How investors use the formula in practice

The semi annual bond calculation formula is more than a classroom equation. It is used in many real decisions:

Comparing a bond’s theoretical value to its quoted market price
Estimating whether a bond is attractive relative to current rates
Stress testing a bond under higher or lower yield scenarios
Building ladders of different maturities
Understanding interest rate risk before buying long duration assets
Teaching the relationship among price, coupon, yield, and maturity

Portfolio managers may go further by calculating duration, convexity, spread measures, and reinvestment assumptions. But the foundation remains the same present value framework shown in the calculator above.

Common mistakes to avoid

Forgetting to divide yield by 2. If the bond pays semi annually, the discount rate per period is the annual yield divided by two.
Using years instead of periods. A 15 year bond has 30 semi annual periods, not 15.
Using the annual coupon amount as each payment. The coupon per period must be half the annual coupon.
Ignoring accrued interest in real market quotations. Market pricing can distinguish between clean and dirty price.
Confusing current yield with yield to maturity. Current yield looks only at annual coupon divided by price. Yield to maturity reflects the full time value of money and principal repayment.

These errors can lead to large pricing differences, especially for long maturity bonds or periods when yields are changing quickly.

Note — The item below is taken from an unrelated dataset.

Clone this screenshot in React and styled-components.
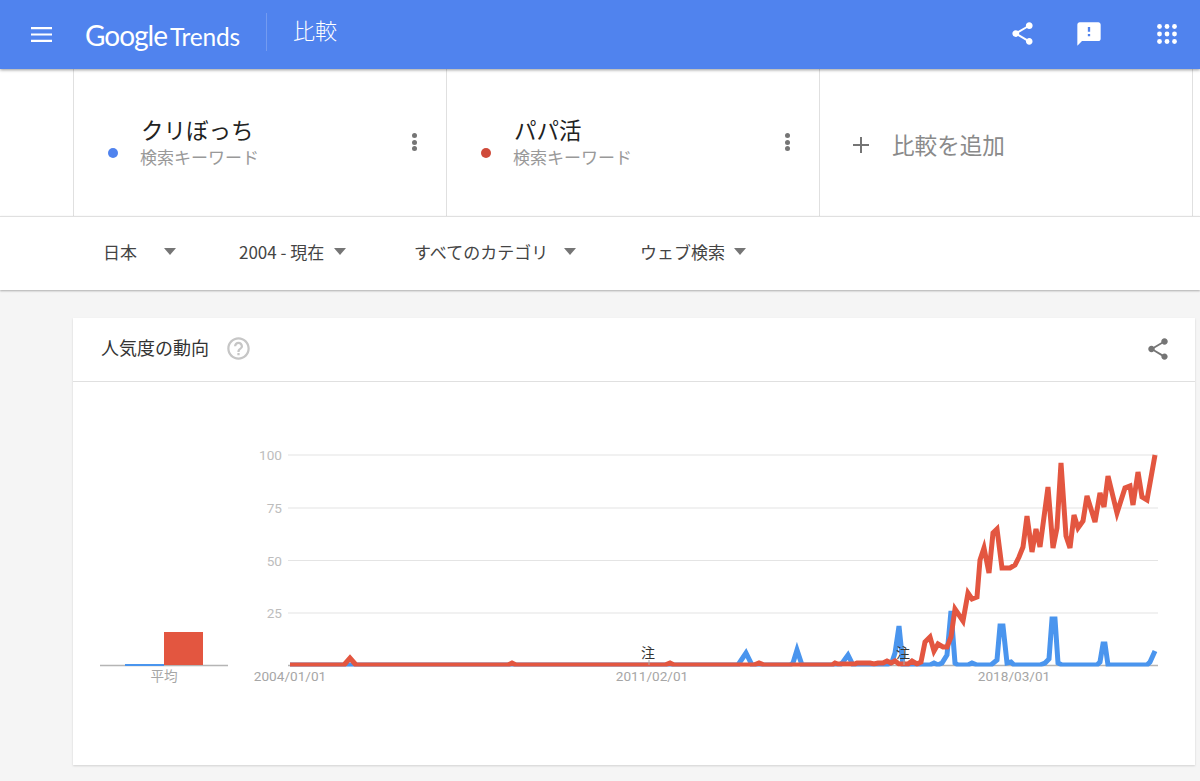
import styled, { createGlobalStyle } from "styled-components";

const GlobalStyle = createGlobalStyle`
  html, body {
    margin: 0;
    height: 100%;
    overflow: hidden;
    background: #f5f5f5;
    font-family: "Noto Sans CJK JP", Roboto, sans-serif;
  }
`;

const SHARE =
  "M18 16.08c-.76 0-1.44.3-1.96.77L8.91 12.7c.05-.23.09-.46.09-.7s-.04-.47-.09-.7l7.05-4.11c.54.5 1.25.81 2.04.81 1.66 0 3-1.34 3-3s-1.34-3-3-3-3 1.34-3 3c0 .24.04.47.09.7L8.04 9.81C7.5 9.31 6.79 9 6 9c-1.66 0-3 1.34-3 3s1.34 3 3 3c.79 0 1.5-.31 2.04-.81l7.12 4.16c-.05.21-.08.43-.08.65 0 1.61 1.31 2.92 2.92 2.92 1.61 0 2.92-1.31 2.92-2.92s-1.31-2.92-2.92-2.92z";
const FEEDBACK =
  "M20 2H4c-1.1 0-1.99.9-1.99 2L2 22l4-4h14c1.1 0 2-.9 2-2V4c0-1.1-.9-2-2-2zm-7 12h-2v-2h2v2zm0-4h-2V6h2v4z";
const HELP =
  "M11 18h2v-2h-2v2zm1-16C6.48 2 2 6.48 2 12s4.48 10 10 10 10-4.48 10-10S17.52 2 12 2zm0 18c-4.41 0-8-3.59-8-8s3.59-8 8-8 8 3.59 8 8-3.59 8-8 8zm0-14c-2.21 0-4 1.79-4 4h2c0-1.1.9-2 2-2s2 .9 2 2c0 2-3 1.75-3 5h2c0-2.25 3-2.5 3-5 0-2.21-1.79-4-4-4z";

const Header = styled.header`
  position: relative;
  z-index: 2;
  height: 69px;
  background: #5083ee;
  box-shadow: 0 1px 3px rgba(0, 0, 0, 0.4);
  display: flex;
  align-items: center;
  color: #fff;
`;

const Logo = styled.div`
  margin-left: 33px;
  width: 181px;
  flex: none;
  display: flex;
  align-items: baseline;
  gap: 3px;
`;

const LogoGoogle = styled.span`
  font-family: Lato, sans-serif;
  font-size: 28px;
  letter-spacing: -1px;
`;

const LogoTrends = styled.span`
  font-family: Lato, sans-serif;
  font-size: 24.5px;
  letter-spacing: -0.2px;
`;

const Divider = styled.div`
  width: 1px;
  height: 38px;
  margin-bottom: 5px;
  background: rgba(255, 255, 255, 0.2);
`;

const PageTitle = styled.div`
  margin: 0 0 12px 26px;
  font-size: 22px;
  font-weight: 300;
`;

const HeaderIcons = styled.div`
  margin: 0 23px 2px auto;
  display: flex;
  align-items: center;
`;

const Icon = styled.svg`
  display: block;
  fill: ${(p) => p.$color || "#fff"};
  flex: none;
  margin-left: ${(p) => p.$left || 0}px;
`;

const TermRow = styled.div`
  height: 147px;
  background: #fff;
  padding-left: 73px;
  display: grid;
  grid-template-columns: repeat(3, 373px);
`;

const TermCell = styled.div`
  position: relative;
  border-left: 1px solid #e0e0e0;
  display: flex;
  align-items: flex-start;
  &:last-child {
    border-right: 1px solid #e0e0e0;
    width: 374px;
    box-sizing: border-box;
  }
`;

const Dot = styled.span`
  width: 10px;
  height: 10px;
  border-radius: 50%;
  background: ${(p) => p.$color};
  margin: 79px 0 0 34px;
  flex: none;
`;

const TermText = styled.div`
  margin: 43px 0 0 23px;
  flex: 1;
`;

const TermName = styled.div`
  font-size: 22.5px;
  line-height: 34px;
  color: #222;
`;

const TermType = styled.div`
  margin: -1px 0 0 -1px;
  font-size: 17px;
  line-height: 24px;
  color: #999;
`;

const Kebab = styled.div`
  margin: 64px 29px 0 0;
  display: flex;
  flex-direction: column;
  gap: 1.5px;
`;

const KebabDot = styled.span`
  width: 5px;
  height: 5px;
  border-radius: 50%;
  background: #757575;
`;

const AddTerm = styled.div`
  display: flex;
  align-items: center;
  gap: 22px;
  margin: 60px 0 0 32px;
  font-size: 22.6px;
  line-height: 32px;
  color: #8a8a8a;
`;

const FilterBar = styled.div`
  position: relative;
  z-index: 1;
  height: 73px;
  background: #fff;
  border-top: 1px solid #e0e0e0;
  box-shadow: 0 1px 2px rgba(0, 0, 0, 0.3);
  padding-left: 103px;
  display: flex;
  align-items: center;
`;

const Filter = styled.div`
  width: ${(p) => p.$width}px;
  flex: none;
  display: flex;
  align-items: center;
  font-size: 17px;
  color: #444;
  margin-bottom: 5px;
`;

const Caret = styled.span`
  margin-left: ${(p) => p.$gap}px;
  width: 0;
  height: 0;
  border-left: 6.5px solid transparent;
  border-right: 6.5px solid transparent;
  border-top: 7px solid #757575;
`;

const Card = styled.section`
  margin: 28px 5px 0 73px;
  background: #fff;
  box-shadow: 0 1px 2px rgba(0, 0, 0, 0.15);
`;

const CardHeader = styled.div`
  height: 60px;
  border-bottom: 1px solid #e0e0e0;
  padding: 0 24px 3px 28px;
  display: flex;
  align-items: center;
`;

const CardTitle = styled.h2`
  margin: 0 15px 2px 0;
  font-size: 18px;
  font-weight: 400;
  color: #333;
`;

const CardShare = styled.div`
  margin: 2px 0 0 auto;
`;

const Chart = styled.svg`
  display: block;
  width: 1122px;
  height: 383px;
`;

const Grid = styled.line`
  stroke: #e4e4e4;
  stroke-width: 1.2;
`;

const Axis = styled.line`
  stroke: #b5b5b5;
  stroke-width: 1.4;
`;

const Label = styled.text`
  font-family: Roboto, "Noto Sans CJK JP", sans-serif;
  font-size: 13.6px;
  fill: ${(p) => p.$color || "#a6a6a6"};
`;

const Note = styled.text`
  font-family: "Noto Sans CJK JP", sans-serif;
  font-size: 14px;
  fill: #333;
`;

const Series = styled.polyline`
  fill: none;
  stroke: ${(p) => p.$color};
  stroke-width: 5;
  stroke-linejoin: miter;
`;

const blue =
  "290,665 738,665 746,653 752,665 790,665 793,663 797,650 802,665 840,665 843,662 848,655 853,665 887,665 892,662 895,653 899,626 903,665 930,665 934,663 938,665 942,663 947,655 951,611 955,663 958,665 968,665 972,663 977,665 991,665 997,660 1000,626 1003,626 1007,663 1011,662 1014,665 1040,665 1045,663 1049,659 1052,619 1055,619 1058,663 1062,665 1097,665 1100,662 1103,644 1105,644 1108,665 1147,665 1150,662 1155,651";

const red =
  "290,665 344,665 350,658 356,665 508,665 512,663 516,665 665,665 670,663 674,665 754,665 759,663 764,665 832,665 835,663 838,664 855,664 857,663 870,663 874,664 878,663 883,663 887,661 891,663 895,661 899,664 908,664 912,661 917,664 921,662 925,642 930,637 934,651 938,644 943,647 947,647 951,637 955,609 963,621 968,593 972,599 977,597 980,560 984,548 989,573 993,533 997,529 1002,568 1010,568 1015,565 1019,557 1023,547 1027,516 1032,552 1036,529 1040,547 1048,487 1053,548 1057,528 1061,463 1066,536 1070,548 1074,515 1078,528 1083,521 1087,496 1095,522 1100,493 1104,507 1108,476 1117,513 1125,488 1130,486 1133,505 1138,472 1142,497 1147,500 1155,455";

const gridLines = [
  { y: 455, label: "100" },
  { y: 508, label: "75" },
  { y: 560.5, label: "50" },
  { y: 613, label: "25" },
];

const dates = [
  { x: 290, label: "2004/01/01" },
  { x: 652, label: "2011/02/01" },
  { x: 1014, label: "2018/03/01" },
];

const notes = [648, 903];

const appDots = [0, 1, 2].flatMap((row) =>
  [0, 1, 2].map((col) => ({ cx: 2.5 + col * 7.5, cy: 2.5 + row * 7.5 }))
);

function ShareIcon({ size, color, left }) {
  return (
    <Icon width={size} height={size} viewBox="0 0 24 24" $color={color} $left={left}>
      <path d={SHARE} />
    </Icon>
  );
}

function Term({ name, color }) {
  return (
    <TermCell>
      <Dot $color={color} />
      <TermText>
        <TermName>{name}</TermName>
        <TermType>検索キーワード</TermType>
      </TermText>
      <Kebab>
        <KebabDot />
        <KebabDot />
        <KebabDot />
      </Kebab>
    </TermCell>
  );
}

export default function App() {
  return (
    <>
      <GlobalStyle />
      <Header>
        <Icon width="21" height="15" viewBox="0 0 21 15" $left={31}>
          <path d="M0 0h21v2.2H0zM0 6.4h21v2.2H0zM0 12.8h21V15H0z" />
        </Icon>
        <Logo>
          <LogoGoogle>Google</LogoGoogle>
          <LogoTrends>Trends</LogoTrends>
        </Logo>
        <Divider />
        <PageTitle>比較</PageTitle>
        <HeaderIcons>
          <ShareIcon size={27} />
          <Icon width="28" height="28" viewBox="0 0 24 24" $left={39}>
            <path d={FEEDBACK} />
          </Icon>
          <Icon width="20" height="20" viewBox="0 0 20 20" $left={54}>
            {appDots.map((d) => (
              <circle key={`${d.cx}-${d.cy}`} cx={d.cx} cy={d.cy} r="2.4" />
            ))}
          </Icon>
        </HeaderIcons>
      </Header>

      <TermRow>
        <Term name="クリぼっち" color="#5083ee" />
        <Term name="パパ活" color="#cf4a3a" />
        <TermCell>
          <AddTerm>
            <Icon width="18" height="18" viewBox="0 0 18 18" $color="#757575">
              <path d="M8 1h2v7h7v2h-7v7H8v-7H1V8h7z" />
            </Icon>
            比較を追加
          </AddTerm>
        </TermCell>
      </TermRow>

      <FilterBar>
        <Filter $width={136}>
          日本
          <Caret $gap={27} />
        </Filter>
        <Filter $width={175}>
          2004 - 現在
          <Caret $gap={10} />
        </Filter>
        <Filter $width={226}>
          すべてのカテゴリ
          <Caret $gap={16} />
        </Filter>
        <Filter $width={120}>
          ウェブ検索
          <Caret $gap={9} />
        </Filter>
      </FilterBar>

      <Card>
        <CardHeader>
          <CardTitle>人気度の動向</CardTitle>
          <Icon width="27" height="27" viewBox="0 0 24 24" $color="#c6c6c6" $left={1}>
            <path d={HELP} />
          </Icon>
          <CardShare>
            <ShareIcon size={26} color="#757575" />
          </CardShare>
        </CardHeader>
        <Chart viewBox="73 382 1122 383">
          <defs>
            <clipPath id="plot">
              <rect x="288" y="440" width="875" height="226.5" />
            </clipPath>
          </defs>
          {gridLines.map((g) => (
            <g key={g.label}>
              <Grid x1="288" x2="1158" y1={g.y} y2={g.y} />
              <Label x="282" y={g.y + 5} textAnchor="end" $color="#bdbdbd">
                {g.label}
              </Label>
            </g>
          ))}
          <Axis x1="288" x2="1158" y1="665.5" y2="665.5" />
          <Axis x1="100" x2="228" y1="665.5" y2="665.5" />

          <rect x="125" y="664" width="39" height="2" fill="#4a95ee" />
          <rect x="164" y="632" width="39" height="33" fill="#e35640" />
          <Label x="164" y="681" textAnchor="middle">
            平均
          </Label>

          <g clipPath="url(#plot)">
            <Series points={blue} $color="#4a95ee" />
            <Series points={red} $color="#e35640" />
          </g>

          {dates.map((d) => (
            <Label key={d.label} x={d.x} y="681" textAnchor="middle">
              {d.label}
            </Label>
          ))}
          {notes.map((x) => (
            <g key={x}>
              <Note x={x} y="658" textAnchor="middle">
                注
              </Note>
              <line x1={x + 1} x2={x + 1} y1="660" y2="665" stroke="#aaa" />
            </g>
          ))}
        </Chart>
      </Card>
    </>
  );
}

How the calculator above helps

This calculator automates the full semi annual pricing logic. Once you enter face value, coupon rate, years to maturity, and annual market yield, it computes:

Estimated bond price based on discounted semi annual cash flows
Coupon payment every six months
Total number of periods until maturity
Periodic yield used in the discounting process
Discount or premium amount compared with face value
Total coupon income over the life of the bond

The chart visualizes the present value of coupon cash flows and principal over time, which can make the mechanics of bond math much easier to understand. Students can use it for learning, while investors can use it for fast scenario analysis.

Authoritative sources for bond conventions and rates

If you want to verify bond conventions, review public yield information, or learn directly from government investor education materials, these sources are excellent starting points:

TreasuryDirect.gov for official U.S. Treasury security information and coupon conventions.
Investor.gov bond education page from the U.S. Securities and Exchange Commission.
FederalReserve.gov for monetary policy context and interest rate data that influence bond yields.

Final takeaway

The semi annual bond calculation formula is the standard framework for valuing many coupon paying bonds in the U.S. market. Its power comes from a simple present value idea: every future cash flow must be discounted at the appropriate periodic rate. Once you adjust the coupon, yield, and number of periods for semi annual timing, you can price the bond accurately and understand whether it should trade above, below, or near par. Whether you are preparing for a finance exam, comparing Treasury and corporate bonds, or evaluating fixed income opportunities in a changing rate environment, mastering this formula gives you a practical analytical edge.